For Paul — who would record parts of Wings’ London Town on a boat in the Virgin Islands in May 1977 — the Royal Iris performances made enough of a lasting impact that he referenced them decades later on his 2007 LP Memory Almost Full:
The journey wasn’t as important to Michael as the destination: the Roman amphitheater in Sabratha, Libya.
“I don’t think anything is going to beat a perfect acoustic place, by the water, out of doors, a perfect theater, with perfect acoustics,” he said.
John was on board. “Just singing a number, sunset and the dawn and all that. Gentle, and the moon, and all that for the songs, you know.”
“I think we’re going to do rock and roll at dawn or at night, and we can have the change of day over something like this,” Michael replied. “Because I’m sure we can do the rock and roll there if we get the right audience.”
All-important consensus was building between the two most powerful members of the band, and it was more than wanderlust and closer to finding a way to heal that wound — do something different, but still be together as The Beatles.
“Last year, when we were doing the album, like you said, we suddenly said we don’t need to do it here, in EMI in London,” Paul said. You can listen along to this particular sequence on the “Fly on the Wall” bonus CD packed with Let It Be … Naked.

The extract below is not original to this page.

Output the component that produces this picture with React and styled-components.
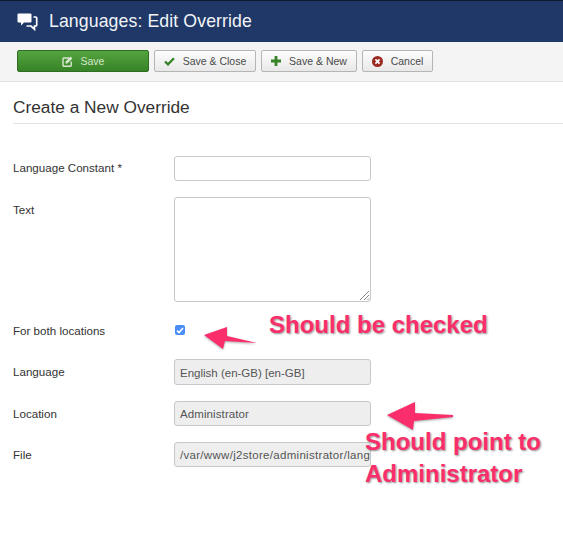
import React from 'react';
import styled, { createGlobalStyle } from 'styled-components';

const GlobalStyle = createGlobalStyle`
  html, body {
    margin: 0;
    padding: 0;
    background: #fff;
    font-family: "Liberation Sans", Arial, sans-serif;
  }
`;

const Page = styled.div`
  position: relative;
  width: 563px;
  height: 560px;
  overflow: hidden;
`;

const Header = styled.header`
  box-sizing: border-box;
  height: 42px;
  background: #1f3867;
  border-top: 1px solid #0f1a30;
  display: flex;
  align-items: center;
  padding-left: 17px;
  gap: 11px;
  color: #fff;
`;

const HeaderTitle = styled.h1`
  margin: 0;
  font-size: 17.7px;
  font-weight: 400;
  color: #f2f4f8;
  letter-spacing: 0.1px;
`;

const Toolbar = styled.div`
  box-sizing: border-box;
  height: 40px;
  background: #f4f4f4;
  border-bottom: 1px solid #e3e3e3;
  display: flex;
  align-items: flex-start;
  padding: 8px 0 0 17px;
  gap: 5px;
`;

const Button = styled.button`
  box-sizing: border-box;
  width: ${p => p.$width}px;
  height: 22px;
  margin: 0;
  padding: 0;
  display: flex;
  align-items: center;
  justify-content: center;
  gap: 8px;
  font-family: inherit;
  font-size: 10.5px;
  border-radius: 2px;
  color: ${p => (p.$primary ? '#d5e6cd' : '#4a4a4a')};
  background: ${p => (p.$primary
    ? 'linear-gradient(#54a43f, #378327)'
    : 'linear-gradient(#fdfdfd, #e8e8e8)')};
  border: 1px solid ${p => (p.$primary ? '#2f6e22' : '#b5b5b5')};
`;

const Content = styled.main`
  padding: 0 0 0 13px;
`;

const PageTitle = styled.h2`
  margin: 0;
  height: 42px;
  box-sizing: border-box;
  padding-top: 15px;
  font-size: 17.3px;
  line-height: 20px;
  font-weight: 400;
  color: #333;
  border-bottom: 1px solid #e2e2e2;
`;

const Form = styled.form`
  display: flex;
  flex-direction: column;
  margin-top: 32px;
`;

const Row = styled.div`
  display: flex;
  align-items: flex-start;
  margin-bottom: ${p => p.$gap}px;
`;

const Label = styled.label`
  width: 161px;
  flex: none;
  font-size: 11.6px;
  line-height: 14px;
  color: #333;
  padding-top: ${p => p.$top}px;
`;

const TextInput = styled.div`
  box-sizing: border-box;
  width: 197px;
  height: ${p => p.$height}px;
  background: ${p => (p.$disabled ? '#eeeeee' : '#fff')};
  border: 1px solid #c8c8c8;
  border-radius: 3px;
  padding: 0 0 0 5px;
  font-size: 11.5px;
  letter-spacing: ${p => p.$spacing || 0}px;
  line-height: ${p => p.$height}px;
  color: #555;
  white-space: nowrap;
  overflow: hidden;
  position: relative;
`;

const Grip = styled.svg`
  position: absolute;
  right: 0;
  bottom: 0;
`;

const CheckBox = styled.span`
  width: 10px;
  height: 10px;
  margin: 1px 0 0 1px;
  border-radius: 2px;
  background: #4a8df6;
  display: flex;
  align-items: center;
  justify-content: center;
`;

const Note = styled.div`
  position: absolute;
  left: ${p => p.$x}px;
  top: ${p => p.$y}px;
  font-size: 24px;
  line-height: 32px;
  font-weight: 700;
  color: #fb2e6c;
  white-space: nowrap;
  text-shadow: 1px 1px 2px rgba(0, 0, 0, 0.45);
`;

const Arrow = styled.svg`
  position: absolute;
  left: ${p => p.$x}px;
  top: ${p => p.$y}px;
  filter: drop-shadow(0 1px 1px rgba(0, 0, 0, 0.35));
`;

const CommentsIcon = () => (
  <svg width="21" height="20" viewBox="0 0 21 20">
    <path d="M1.5 1.5h12a1 1 0 0 1 1 1v7a1 1 0 0 1-1 1H7l-3 3v-3H1.5a1 1 0 0 1-1-1v-7a1 1 0 0 1 1-1z" fill="#fff" />
    <path d="M16.5 5h2.2a1 1 0 0 1 1 1v7a1 1 0 0 1-1 1h-1.2v3.2L14 14H9.5" fill="none" stroke="#fff" strokeWidth="1.7" />
  </svg>
);

const EditIcon = () => (
  <svg width="11" height="11" viewBox="0 0 11 11">
    <path d="M7 2H1.6a.6.6 0 0 0-.6.6v7a.6.6 0 0 0 .6.6h7a.6.6 0 0 0 .6-.6V5.5" fill="none" stroke="#d9e8d2" strokeWidth="1.4" />
    <path d="M3.5 5.7 8.6.6l1.8 1.8-5.1 5.1H3.5z" fill="#d9e8d2" />
  </svg>
);

const CheckIcon = () => (
  <svg width="11" height="9" viewBox="0 0 11 9">
    <path d="M1 4.5 4 7.4 10 1.2" fill="none" stroke="#378327" strokeWidth="2.3" />
  </svg>
);

const PlusIcon = () => (
  <svg width="10" height="10" viewBox="0 0 10 10">
    <path d="M5 0v10M0 5h10" stroke="#378327" strokeWidth="2.8" />
  </svg>
);

const CancelIcon = () => (
  <svg width="11" height="11" viewBox="0 0 11 11">
    <circle cx="5.5" cy="5.5" r="5.5" fill="#9a2a22" />
    <path d="M3.4 3.4l4.2 4.2M7.6 3.4 3.4 7.6" stroke="#fff" strokeWidth="1.7" />
  </svg>
);

const App = () => (
  <Page>
    <GlobalStyle />
    <Header>
      <CommentsIcon />
      <HeaderTitle>Languages: Edit Override</HeaderTitle>
    </Header>
    <Toolbar>
      <Button $primary $width={132}><EditIcon />Save</Button>
      <Button $width={102}><CheckIcon />Save &amp; Close</Button>
      <Button $width={96}><PlusIcon />Save &amp; New</Button>
      <Button $width={71}><CancelIcon />Cancel</Button>
    </Toolbar>
    <Content>
      <PageTitle>Create a New Override</PageTitle>
      <Form>
        <Row $gap={16}>
          <Label $top={5}>Language Constant *</Label>
          <TextInput $height={25} />
        </Row>
        <Row $gap={22}>
          <Label $top={6}>Text</Label>
          <TextInput $height={105}>
            <Grip width="12" height="12" viewBox="0 0 12 12">
              <path d="M2 11 11 2M6 11l5-5M9.5 11l1.5-1.5" stroke="#888" strokeWidth="1" />
            </Grip>
          </TextInput>
        </Row>
        <Row $gap={21}>
          <Label $top={0}>For both locations</Label>
          <CheckBox>
            <svg width="8" height="7" viewBox="0 0 8 7">
              <path d="M1 3.6 3 5.6 7 1" fill="none" stroke="#fff" strokeWidth="1.6" />
            </svg>
          </CheckBox>
        </Row>
        <Row $gap={16}>
          <Label $top={6}>Language</Label>
          <TextInput $disabled $height={26}>English (en-GB) [en-GB]</TextInput>
        </Row>
        <Row $gap={16}>
          <Label $top={6}>Location</Label>
          <TextInput $disabled $height={25} $spacing={0.1}>Administrator</TextInput>
        </Row>
        <Row $gap={0}>
          <Label $top={6}>File</Label>
          <TextInput $disabled $height={25} $spacing={0.3}>/var/www/j2store/administrator/language/overrides/en-GB.override.ini</TextInput>
        </Row>
      </Form>
    </Content>

    <Arrow $x={203} $y={322} width="57" height="30" viewBox="0 0 57 30">
      <path d="M1 13 24 5 24 14 54 21 22 19 20 27z" fill="#fb2e6c" />
    </Arrow>
    <Note $x={269} $y={309}>Should be checked</Note>
    <Arrow $x={385} $y={400} width="72" height="32" viewBox="0 0 72 32">
      <path d="M2 15 30 2 30 13 68 15 68 17 29 21 28 30z" fill="#fb2e6c" />
    </Arrow>
    <Note $x={365} $y={426}>Should point to</Note>
    <Note $x={365} $y={458}>Administrator</Note>
  </Page>
);

export default App;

John excitedly picked up the argument.
“Every time we’ve done an album, we’ve said, ‘Why are we stuck in EMI, we could be doing it in L.A.! We could be in France! And every time we do it, and here we are again, building another bloody castle around us, and this time we [should] do it there. And not only would we be doing it, physically making the album there, but it takes [off] all that weight of, ‘Where’s the gimmick, what is it?’ God’s the gimmick. And the only problem we’ve got now is an audience, you know.”
For a moment, at least, Paul’s skepticism vanished.
“It makes it kind of an adventure, doesn’t it?”